179 points | by DATACOMMANDER 1761 days ago

23 comments

nabla9 1761 days ago
If you want to be fluent in bare-metal, you must know the bare metal. Writing functions in bare metal provides performance boost over compilers only if know how to match the computation and data to the underlying architecture better than the compiler. Assembly is just a way to write it down.
There are two recently updated great books I recommend:
- Computer Architecture: A Quantitative Approach (2017) by Hennessy & Patterson
- Computer Organization and Design - RISC-V Edition (2017) by Hennessy & Patterson (I have the older MIPS edition)
You also need a book and documentation for the specific architecture (x86 or ARM), but the two books above teach generic stuff that is useful everywhere.
If you do numerical HPC programming, you usually write very little assembly. You might add some some inline Assembler tweaks inside (C/C++/Fortran) functions when needed. You must know to program in C, C++ or Fortran depending on what the code base you are working on uses and how to embed assembly code inside them.
EDIT: CUDA programming might be important to learn if you want to do low level numerical programming.
[-]
- na85 1760 days ago
  In the case of x86 where the microcode is fluid and can be patched, and frankly does not really represent what the processor is really doing, can assembly really be considered "bare metal" these days?
  [-]
  - p1esk 1760 days ago
    These days even programming mainstream FPGAs with Verilog is not really “bare metal”. Lots of complexity and control is hidden.

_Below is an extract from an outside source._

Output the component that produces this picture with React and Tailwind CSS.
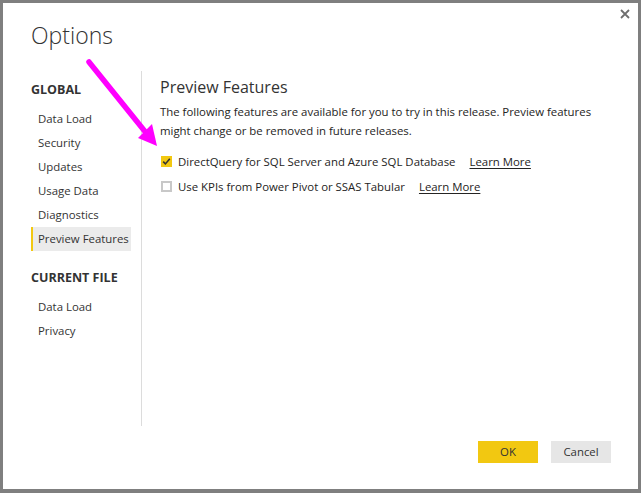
import React from "react";

const font = { fontFamily: '"Open Sans", "Noto Sans", sans-serif' };

const globalItems = ["Data Load", "Security", "Updates", "Usage Data", "Diagnostics", "Preview Features"];
const fileItems = ["Data Load", "Privacy"];

function NavItem({ label, active }) {
  return (
    <div
      className={
        "h-6 w-[100px] flex items-center whitespace-nowrap pl-[5px] border-l-2 text-[11.4px] text-[#333] " +
        (active ? "bg-[#ebebeb] border-[#f2c811]" : "border-transparent")
      }
    >
      {label}
    </div>
  );
}

function Check({ checked }) {
  if (checked) {
    return (
      <span className="w-[11px] h-[11px] bg-[#f2c811] flex items-center justify-center shrink-0">
        <svg width="9" height="9" viewBox="0 0 9 9">
          <path d="M1.2 4.6 L3.4 6.9 L7.8 1.8" fill="none" stroke="#333" strokeWidth="1.6" />
        </svg>
      </span>
    );
  }
  return <span className="w-[11px] h-[11px] border-2 border-[#c8c8c8] bg-white shrink-0" />;
}

function Feature({ checked, label }) {
  return (
    <div className="h-[25px] flex items-center pl-[1px] text-[11.4px] text-[#252423] whitespace-nowrap">
      <Check checked={checked} />
      <span className="ml-[6px]">{label}</span>
      <span className="ml-[14px] underline underline-offset-2">Learn More</span>
    </div>
  );
}

export default function App() {
  return (
    <div
      className="relative w-[641px] h-[493px] bg-white border-[#7f7f7f] border-t-[3px] border-x-[3px] border-b-4 flex flex-col"
      style={font}
    >
      <div className="h-[68px] pl-[28px] pt-[17px]">
        <div className="text-[23px] leading-[30px] font-light text-[#333]">Options</div>
      </div>

      <button className="absolute right-[8px] top-[6px] w-[10px] h-[10px]">
        <svg width="10" height="10" viewBox="0 0 10 10">
          <path d="M1 1 L9 9 M9 1 L1 9" stroke="#6e6e6e" strokeWidth="1.8" />
        </svg>
      </button>

      <div className="flex h-[355px]">
        <div className="w-[139px] border-r border-[#dcdcdc] pl-[28px] pt-[10px]">
          <div className="text-[12.5px] leading-[18px] font-bold text-[#333]">GLOBAL</div>
          <div className="mt-[8px]">
            {globalItems.map((l) => (
              <NavItem key={l} label={l} active={l === "Preview Features"} />
            ))}
          </div>
          <div className="mt-[18px] text-[12.5px] leading-[18px] font-bold text-[#333]">CURRENT FILE</div>
          <div className="mt-[8px]">
            {fileItems.map((l) => (
              <NavItem key={l} label={l} />
            ))}
          </div>
        </div>

        <div className="flex-1 pl-[18px] pt-[4px]">
          <div className="text-[16px] leading-[24px] text-[#333]">Preview Features</div>
          <p className="mt-[3px] text-[11.4px] leading-[19px] text-[#252423] w-[445px]">
            The following features are available for you to try in this release. Preview features might change or be
            removed in future releases.
          </p>
          <div className="mt-[9px]">
            <Feature checked label="DirectQuery for SQL Server and Azure SQL Database" />
            <Feature label="Use KPIs from Power Pivot or SSAS Tabular" />
          </div>
        </div>
      </div>

      <div className="flex justify-end gap-[13px] pr-[27px] pt-[15px]">
        <button className="w-[60px] h-[22px] bg-[#f2c811] text-[11.4px] text-[#333]">OK</button>
        <button className="w-[60px] h-[22px] bg-[#e6e6e6] text-[11.4px] text-[#333]">Cancel</button>
      </div>

      <svg
        className="absolute left-[-3px] top-[-3px] pointer-events-none"
        width="641"
        height="493"
        viewBox="0 0 641 493"
      >
        <path d="M89 62 L147 134" stroke="#ff00ff" strokeWidth="5.5" strokeLinecap="round" />
        <path d="M157 146 L138 138 L152 124 Z" fill="#ff00ff" />
      </svg>
    </div>
  );
}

CoolGuySteve 1760 days ago
The problem with x86 in particular is that there is tons of cruft. You can get lost for days reading about obsolete functionality.
Here's my general workflow for optimizing functions in HFT:
Write a function in C++ and compile it. Look at the annotated disassembly and try to improve it using intrinsics, particularly vector intrinsics, and rdtsc times.
Then compare your output to the compiler's "-ftree-vectorize -march=native" and compare what it did to what you did. Lookup the instructions it used and compare them with what you did, check for redundancies, bad ordering, register misuse/underuse in the compiler output.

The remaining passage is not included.